### Stored records
----

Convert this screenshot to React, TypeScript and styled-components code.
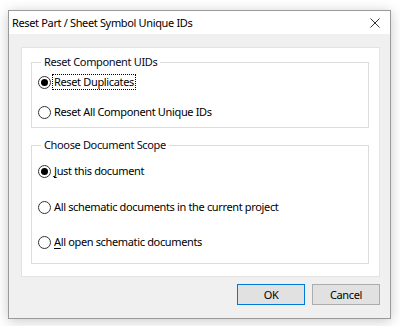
import React, { useState } from "react";
import styled, { createGlobalStyle } from "styled-components";

const GlobalStyle = createGlobalStyle`
    html, body {
        margin: 0;
        padding: 0;
        background: #ffffff;
    }
    body {
        font-family: "Noto Sans", "Open Sans", sans-serif;
        font-size: 11px;
        letter-spacing: -0.35px;
        color: #000000;
    }
`;

const Page = styled.div`
    width: 400px;
    height: 326px;
    padding: 10px 0 0 8px;
    box-sizing: border-box;
`;

const Window = styled.div`
    width: 383px;
    height: 309px;
    box-sizing: border-box;
    border: 1px solid #9a9a9a;
    background: #f0f0f0;
    box-shadow: 0 2px 12px rgba(0, 0, 0, 0.22);
    display: flex;
    flex-direction: column;
`;

const TitleBar = styled.div`
    height: 23px;
    background: #ffffff;
    display: flex;
    align-items: center;
    justify-content: space-between;
    padding: 0 9px 0 3px;
`;

const Title = styled.span`
    font-size: 11px;
    line-height: 16px;
    color: #000000;
`;

const CloseButton = styled.button`
    width: 12px;
    height: 12px;
    padding: 0;
    border: none;
    background: transparent;
    display: flex;
    align-items: center;
    justify-content: center;
`;

const Body = styled.div`
    flex: 1;
    display: flex;
    flex-direction: column;
    padding: 13px 10px 0 12px;
`;

const Panel = styled.div`
    background: #ffffff;
    border: 1px solid #e3e3e3;
    padding: 6px 10px 12px 9px;
    display: flex;
    flex-direction: column;
    gap: 9px;
`;

const Group = styled.fieldset<{ $top: number; $bottom: number }>`
    margin: 0;
    min-width: 0;
    border: 1px solid #dcdcdc;
    padding: ${(p) => p.$top}px 0 ${(p) => p.$bottom}px 6px;
    display: flex;
    flex-direction: column;
`;

const Legend = styled.legend`
    padding: 0 3px;
    margin-left: 3px;
    line-height: 16px;
    font-size: 11px;
    color: #0a0a1e;
`;

const Option = styled.label<{ $space: number }>`
    display: flex;
    align-items: center;
    height: 16px;
    margin-top: ${(p) => p.$space}px;
    cursor: default;
    &:first-of-type {
        margin-top: 0;
    }
`;

const Circle = styled.span<{ $on: boolean }>`
    width: 13px;
    height: 13px;
    box-sizing: border-box;
    border-radius: 50%;
    border: 1px solid #333333;
    background: #ffffff;
    display: flex;
    align-items: center;
    justify-content: center;
    margin-right: 2px;
    flex-shrink: 0;
    &::after {
        content: "";
        width: 7px;
        height: 7px;
        border-radius: 50%;
        background: ${(p) => (p.$on ? "#000000" : "transparent")};
    }
`;

const Text = styled.span<{ $focus?: boolean }>`
    line-height: 14px;
    padding: 0 1px;
    outline: ${(p) => (p.$focus ? "1px dotted #000000" : "none")};
    white-space: nowrap;
`;

const Key = styled.span`
    text-decoration: underline;
    text-underline-offset: 2px;
`;

const Footer = styled.div`
    display: flex;
    justify-content: flex-end;
    gap: 7px;
    margin-top: 7px;
`;

const Button = styled.button<{ $primary?: boolean }>`
    width: 68px;
    height: 21px;
    box-sizing: border-box;
    background: #e1e1e1;
    border: 1px solid ${(p) => (p.$primary ? "#0078d7" : "#adadad")};
    font-family: inherit;
    font-size: 11px;
    letter-spacing: inherit;
    color: #000000;
    padding: 0;
`;

const App = () => {
    const [mode, setMode] = useState("dup");
    const [scope, setScope] = useState("doc");

    return (
        <Page>
            <GlobalStyle />
            <Window>
                <TitleBar>
                    <Title>Reset Part / Sheet Symbol Unique IDs</Title>
                    <CloseButton>
                        <svg width="10" height="10" viewBox="0 0 10 10">
                            <path d="M0.5 0.5 L9.5 9.5 M9.5 0.5 L0.5 9.5" stroke="#333" strokeWidth="1" fill="none" />
                        </svg>
                    </CloseButton>
                </TitleBar>
                <Body>
                    <Panel>
                        <Group $top={4} $bottom={7}>
                            <Legend>Reset Component UIDs</Legend>
                            <Option $space={0} onClick={() => setMode("dup")}>
                                <Circle $on={mode === "dup"} />
                                <Text $focus>Reset Duplicates</Text>
                            </Option>
                            <Option $space={14} onClick={() => setMode("all")}>
                                <Circle $on={mode === "all"} />
                                <Text>Reset All Component Unique IDs</Text>
                            </Option>
                        </Group>
                        <Group $top={10} $bottom={13}>
                            <Legend>Choose Document Scope</Legend>
                            <Option $space={0} onClick={() => setScope("doc")}>
                                <Circle $on={scope === "doc"} />
                                <Text><Key>J</Key>ust this document</Text>
                            </Option>
                            <Option $space={20} onClick={() => setScope("project")}>
                                <Circle $on={scope === "project"} />
                                <Text>All schematic documents in the current project</Text>
                            </Option>
                            <Option $space={19} onClick={() => setScope("open")}>
                                <Circle $on={scope === "open"} />
                                <Text><Key>A</Key>ll open schematic documents</Text>
                            </Option>
                        </Group>
                    </Panel>
                    <Footer>
                        <Button $primary>OK</Button>
                        <Button>Cancel</Button>
                    </Footer>
                </Body>
            </Window>
        </Page>
    );
};

export default App;
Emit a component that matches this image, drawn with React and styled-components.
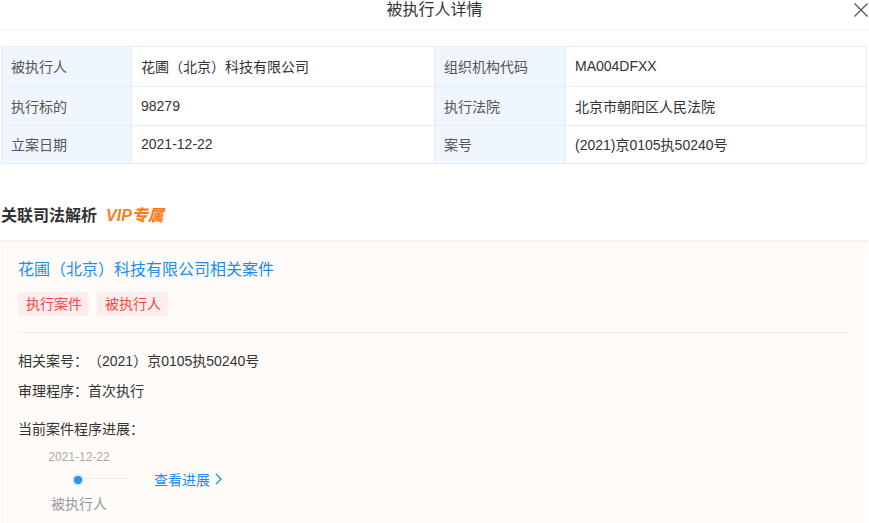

----

### Stated exercise
The data above needs to be retyped exactly, with the images left out.

### The result
Convert this screenshot to React, TypeScript and styled-components code.
import React, { useState } from "react";
import styled, { createGlobalStyle } from "styled-components";

const GlobalStyle = createGlobalStyle`
    html, body {
        margin: 0;
        padding: 0;
        background: #ffffff;
    }
    body {
        font-family: "Noto Sans", "Open Sans", sans-serif;
        font-size: 11px;
        letter-spacing: -0.35px;
        color: #000000;
    }
`;

const Page = styled.div`
    width: 400px;
    height: 326px;
    padding: 10px 0 0 8px;
    box-sizing: border-box;
`;

const Window = styled.div`
    width: 383px;
    height: 309px;
    box-sizing: border-box;
    border: 1px solid #9a9a9a;
    background: #f0f0f0;
    box-shadow: 0 2px 12px rgba(0, 0, 0, 0.22);
    display: flex;
    flex-direction: column;
`;

const TitleBar = styled.div`
    height: 23px;
    background: #ffffff;
    display: flex;
    align-items: center;
    justify-content: space-between;
    padding: 0 9px 0 3px;
`;

const Title = styled.span`
    font-size: 11px;
    line-height: 16px;
    color: #000000;
`;

const CloseButton = styled.button`
    width: 12px;
    height: 12px;
    padding: 0;
    border: none;
    background: transparent;
    display: flex;
    align-items: center;
    justify-content: center;
`;

const Body = styled.div`
    flex: 1;
    display: flex;
    flex-direction: column;
    padding: 13px 10px 0 12px;
`;

const Panel = styled.div`
    background: #ffffff;
    border: 1px solid #e3e3e3;
    padding: 6px 10px 12px 9px;
    display: flex;
    flex-direction: column;
    gap: 9px;
`;

const Group = styled.fieldset<{ $top: number; $bottom: number }>`
    margin: 0;
    min-width: 0;
    border: 1px solid #dcdcdc;
    padding: ${(p) => p.$top}px 0 ${(p) => p.$bottom}px 6px;
    display: flex;
    flex-direction: column;
`;

const Legend = styled.legend`
    padding: 0 3px;
    margin-left: 3px;
    line-height: 16px;
    font-size: 11px;
    color: #0a0a1e;
`;

const Option = styled.label<{ $space: number }>`
    display: flex;
    align-items: center;
    height: 16px;
    margin-top: ${(p) => p.$space}px;
    cursor: default;
    &:first-of-type {
        margin-top: 0;
    }
`;

const Circle = styled.span<{ $on: boolean }>`
    width: 13px;
    height: 13px;
    box-sizing: border-box;
    border-radius: 50%;
    border: 1px solid #333333;
    background: #ffffff;
    display: flex;
    align-items: center;
    justify-content: center;
    margin-right: 2px;
    flex-shrink: 0;
    &::after {
        content: "";
        width: 7px;
        height: 7px;
        border-radius: 50%;
        background: ${(p) => (p.$on ? "#000000" : "transparent")};
    }
`;

const Text = styled.span<{ $focus?: boolean }>`
    line-height: 14px;
    padding: 0 1px;
    outline: ${(p) => (p.$focus ? "1px dotted #000000" : "none")};
    white-space: nowrap;
`;

const Key = styled.span`
    text-decoration: underline;
    text-underline-offset: 2px;
`;

const Footer = styled.div`
    display: flex;
    justify-content: flex-end;
    gap: 7px;
    margin-top: 7px;
`;

const Button = styled.button<{ $primary?: boolean }>`
    width: 68px;
    height: 21px;
    box-sizing: border-box;
    background: #e1e1e1;
    border: 1px solid ${(p) => (p.$primary ? "#0078d7" : "#adadad")};
    font-family: inherit;
    font-size: 11px;
    letter-spacing: inherit;
    color: #000000;
    padding: 0;
`;

const App = () => {
    const [mode, setMode] = useState("dup");
    const [scope, setScope] = useState("doc");

    return (
        <Page>
            <GlobalStyle />
            <Window>
                <TitleBar>
                    <Title>Reset Part / Sheet Symbol Unique IDs</Title>
                    <CloseButton>
                        <svg width="10" height="10" viewBox="0 0 10 10">
                            <path d="M0.5 0.5 L9.5 9.5 M9.5 0.5 L0.5 9.5" stroke="#333" strokeWidth="1" fill="none" />
                        </svg>
                    </CloseButton>
                </TitleBar>
                <Body>
                    <Panel>
                        <Group $top={4} $bottom={7}>
                            <Legend>Reset Component UIDs</Legend>
                            <Option $space={0} onClick={() => setMode("dup")}>
                                <Circle $on={mode === "dup"} />
                                <Text $focus>Reset Duplicates</Text>
                            </Option>
                            <Option $space={14} onClick={() => setMode("all")}>
                                <Circle $on={mode === "all"} />
                                <Text>Reset All Component Unique IDs</Text>
                            </Option>
                        </Group>
                        <Group $top={10} $bottom={13}>
                            <Legend>Choose Document Scope</Legend>
                            <Option $space={0} onClick={() => setScope("doc")}>
                                <Circle $on={scope === "doc"} />
                                <Text><Key>J</Key>ust this document</Text>
                            </Option>
                            <Option $space={20} onClick={() => setScope("project")}>
                                <Circle $on={scope === "project"} />
                                <Text>All schematic documents in the current project</Text>
                            </Option>
                            <Option $space={19} onClick={() => setScope("open")}>
                                <Circle $on={scope === "open"} />
                                <Text><Key>A</Key>ll open schematic documents</Text>
                            </Option>
                        </Group>
                    </Panel>
                    <Footer>
                        <Button $primary>OK</Button>
                        <Button>Cancel</Button>
                    </Footer>
                </Body>
            </Window>
        </Page>
    );
};

export default App;
Emit a component that matches this image, drawn with React and styled-components.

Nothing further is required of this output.